6. Even treating it as a contract for sale of liquor, the main packing material is the bottle which is neither taxable nor is sold, and the cork, the capsule, the sealing wax and the label, etc., are merely attached to the bottle, and are not separately of any use. When the bottle is opened, most of these articles are destroyed, and the value of the material which may remain undestroyed is so insignificant that it is not possible to assume any intention of sale between the petitioner and the retail dealer.
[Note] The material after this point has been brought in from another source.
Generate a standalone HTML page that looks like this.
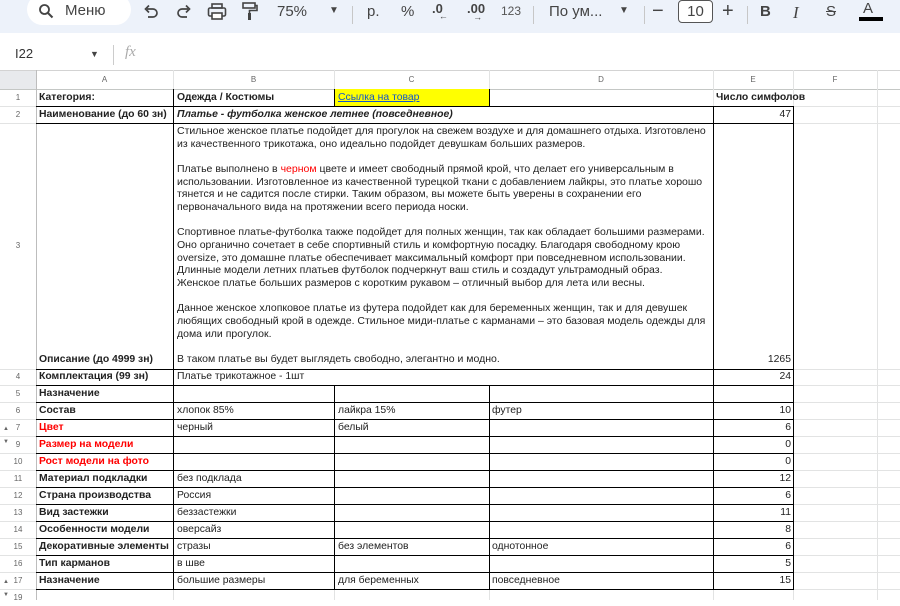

7. We are, therefore, of opinion that no sales tax was chargeable upon the packing material used in the process of bottling. Accordingly, we allow both these petitions and set aside the orders of assessment passed by the Sales Tax Officer and the orders of the Additional Appellate Assistant Commissioner of Sales Tax dismissing the petitioner's appeal against the orders of assessment. The assessment of sales tax having been set aside, the penalty also is set aside. The petitioner will get his costs of both these petitions from the respondents. Counsel's fee Rs. 100 in each case, if certified. The security for costs deposited by the petitioner in both these cases shall be refunded to him.